Investing in marketing is a challenge. No matter what industry, what scale of business, what degree of resource capacity and capability, it remains a challenge. It is a challenge to define how much is ‘enough’, and it is a challenge to consistently define if ‘enough’ will drive a result that is in turn ‘good enough’. We are quick to look at large-scale, multinational organisations as having more than enough money to do something that a smaller business cannot. But their marketing teams are often held to account at a much higher level in justifying their spending, and often with far less freedom and dynamism. Not to mention that even a big company can have small campaign budgets, especially when you dig down to a product brand (and not company brand) level.
Each year at Hort Connections, the first thing I lock into my diary is the MOYA (Marketer of the Year Award) Showcase. I always relish the opportunity to hear what people have been up to and to engage in the ‘water cooler speculation’ about who will win. Watching this year’s finalists, I sat there and hoped that the judging panel had taken into consideration each submission relative to the submitter; and the level of innovation they should be capable of. And of course, I wondered if smaller businesses could innovate at a level that would get noticed on this stage. It got me thinking, because although I know the answer is “of course they can”, I was curious to review how.
If you haven’t read it, I would whole heartedly recommend The 4-hour Work Week by Tim Ferriss. I first read this book many years ago, and have recently delved back into it to self-assess on whether I am being efficient with my time as a marketer and more broadly as a human being. My learnings from this text form the cornerstone of this column.

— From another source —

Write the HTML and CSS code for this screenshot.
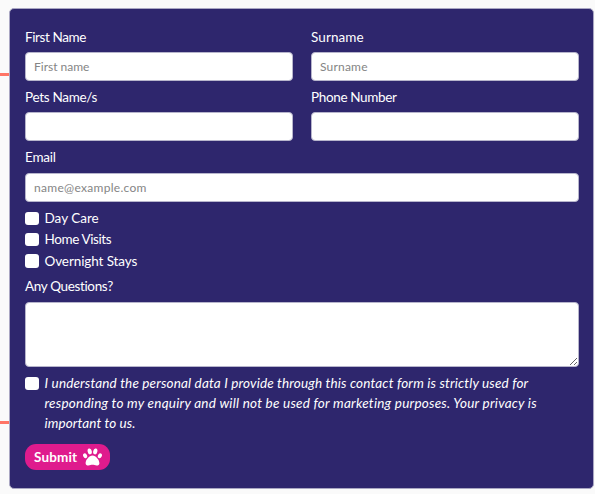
FILE: index.html
```html
<!DOCTYPE html>
<html lang="en">
<head>
<meta charset="utf-8">
<title>Contact form</title>
<link rel="stylesheet" href="styles.css">
</head>
<body>
<span class="rule rule-top"></span>
<span class="rule rule-bottom"></span>
<form class="card">
  <div class="row">
    <div class="field"><label class="t-first" for="first">First Name</label><input id="first" type="text" placeholder="First name"></div>
    <div class="field"><label class="t-surname" for="surname">Surname</label><input id="surname" type="text" placeholder="Surname"></div>
    <div class="field"><label class="t-pets" for="pets">Pets Name/s</label><input id="pets" type="text"></div>
    <div class="field"><label class="t-phone" for="phone">Phone Number</label><input id="phone" type="text"></div>
  </div>
  <div class="field"><label class="t-email" for="email">Email</label><input id="email" type="email" placeholder="name@example.com"></div>
  <div class="checks">
    <label class="check"><input type="checkbox"><span class="t-day">Day Care</span></label>
    <label class="check"><input type="checkbox"><span class="t-home">Home Visits</span></label>
    <label class="check"><input type="checkbox"><span class="t-night">Overnight Stays</span></label>
  </div>
  <div class="field questions"><label class="t-any" for="questions">Any Questions?</label><textarea id="questions"></textarea></div>
  <label class="check consent"><input type="checkbox">
    <span class="copy"><span class="line line-1">I understand the personal data I provide through this contact form is strictly used for</span>
    <span class="line line-2">responding to my enquiry and will not be used for marketing purposes. Your privacy is</span>
    <span class="line line-3">important to us.</span></span>
  </label>
  <button class="submit" type="button"><span>Submit</span>
    <svg viewBox="0 0 512 480" aria-hidden="true"><ellipse cx="181" cy="90" rx="56" ry="80" transform="rotate(-12 181 90)"/><ellipse cx="331" cy="90" rx="56" ry="80" transform="rotate(12 331 90)"/><ellipse cx="57" cy="207" rx="52" ry="68" transform="rotate(-25 57 207)"/><ellipse cx="455" cy="207" rx="52" ry="68" transform="rotate(25 455 207)"/><path d="M256 200C166 200 70 320 70 406C70 446 102 470 145 470C190 470 216 452 256 452C296 452 323 470 367 470C410 470 442 446 442 406C442 320 346 200 256 200Z"/></svg>
  </button>
</form>
</body>
</html>
```
FILE: styles.css
```css
* { box-sizing: border-box; }
body {
  margin: 0;
  padding: 8px 0 0 9px;
  height: 494px;
  overflow: hidden;
  background: #fafafa;
  font-family: Lato, "Liberation Sans", sans-serif;
  font-size: 13.5px;
  font-variant-ligatures: none;
  color: #fff;
}
.rule { position: absolute; left: 0; width: 10px; height: 3px; background: #ff7566; }
.rule-top { top: 73px; }
.rule-bottom { top: 421px; }
.card {
  position: relative;
  width: 585px;
  height: 481px;
  padding: 18px 14px 0 15px;
  background: #2e266d;
  border: 1px solid #aaa7c3;
  border-radius: 5px;
}
.row { display: grid; grid-template-columns: 268px 268px; column-gap: 18px; }
.field { height: 60px; }
.field label { display: block; height: 25px; line-height: 20px; white-space: nowrap; }
input, textarea { font: inherit; margin: 0; outline: none; }
.field input, textarea {
  display: block;
  width: 100%;
  height: 29px;
  padding: 0 8px;
  border: 1px solid #b7b5cc;
  border-radius: 4px;
  background: #fff;
  font-size: 12px;
}
::placeholder { color: #858585; opacity: 1; }
.row + .field { height: 61px; }
.row + .field label { height: 26px; }
.checks { height: 68px; }
.check { display: flex; gap: 6px; height: 21.3px; line-height: 20px; white-space: nowrap; }
.check input {
  appearance: none;
  flex: none;
  width: 13.5px;
  height: 13.5px;
  margin-top: 3.5px;
  background: #fff;
  border-radius: 3px;
}
.questions { height: 97px; }
.questions label { height: 26px; }
textarea { height: 65px; resize: vertical; }
.consent { height: 71px; }
.copy { font-style: italic; }
.line { display: block; height: 20px; }
.t-first { letter-spacing: -.4px; }
.t-surname { letter-spacing: .1px; }
.t-pets { letter-spacing: -.3px; }
.t-phone { letter-spacing: -.35px; }
.t-email { letter-spacing: -.2px; }
.t-home { letter-spacing: -.4px; }
.t-night { letter-spacing: -.1px; }
.t-any { letter-spacing: -.35px; }
#surname { letter-spacing: .2px; }
#email { letter-spacing: .3px; }
.line-1 { letter-spacing: .16px; }
.line-2 { letter-spacing: .235px; }
.line-3 { letter-spacing: .1px; }
.submit {
  display: flex;
  align-items: center;
  justify-content: space-between;
  width: 85px;
  height: 26px;
  padding: 0 8px 0 9px;
  border: 0;
  border-radius: 11px;
  background: #df1b8d;
  color: #fff;
  font: bold 13.5px Lato, "Liberation Sans", sans-serif;
  letter-spacing: .15px;
}
.submit svg { width: 19px; height: 18px; fill: #fff; }
```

In simple terms, if you can outsource the workflow of all except the most valuable of your outputs, you will focus your week considerably. In layman’s terms, make sure your team members are spending their time on the tasks where they add the most value, and offload the rest down the ladder or better still out of the business to a third party that can come and go as budget permits.
This logic applies very strongly in marketing. We outsource our social media management, design work, media buying and photography and videography. But a lot of these things are activities that smaller businesses don’t get to experiment with very often. So how does Ferriss’ logic apply to them?
At a granular level it means taking a task and finding a more efficient way of getting it done. For example, we recently needed to scrape 87 recipes from an old, overseas partner’s website and database them ahead of uploading them to a new local brand website. The digital agency was too expensive to justify them collating these recipes, I didn’t have enough spare time, neither did any of my team. To get the work done, we turned to Airtasker. Within 30 minutes we had secured an admin and systems experts based in North Queensland to fulfil the work within 24 hours. By utilising this approach, my team can complete seven other projects that otherwise would have gone untouched. The cost of outsourcing equates to an equivalent of only 20 per cent of the total time saved.
So, we can find quick and bite-sized ways to engage third parties. Something else we can consider is automation. As social media embeds more intrinsically at all stages of the supply chain, the subsequent provenance story becomes more complex. But it also drives increasing scope for automation. To clarify, by automation, I don’t mean a virtual robot answering people’s questions on your website, although this can be a great tool (sometimes). What I am referring to is the use of platforms like IFTTT (If This Then That) and Zapier to automatically link your pre-existing applications (such as Office365, MailChimp and HubSpot). Zapier connects over 1,500 applications and is growing exponentially. We have recently reviewed and expanded the way that Zapier integrates our Google Forms with Mailchimp databases. As a result, my team will never again have to upload a list of new web-subscribers to our mailing lists. This saves roughly 1.5 hours of team time per week in perpetuity.
There is an ever-growing swathe of tech applications and businesses whose primary objective is to disrupt the way people interact with technology and software, so there are always new and smart ways to operate. The same is true of campaign innovation.
By visualising the best way to connect all parties involved and challenge them to aim higher in an integrated and collaborative framework, this year’s MOYA winner, Olivia Grey, delivered a campaign in Hailstorm Heroes (see p7-9) that far exceeded what she could have delivered on her own. She was able to do more than just lead by example, she was able to innovate by example. Congratulations to Olivia and the team at Hort Innovation for their win, which I firmly believe was well deserved.
I readily admit that the innovations listed in this article are not likely to win you a MOYA nomination. However, the mindsets that they foster and the adjustments in capacity that they generate may well lead to something that does.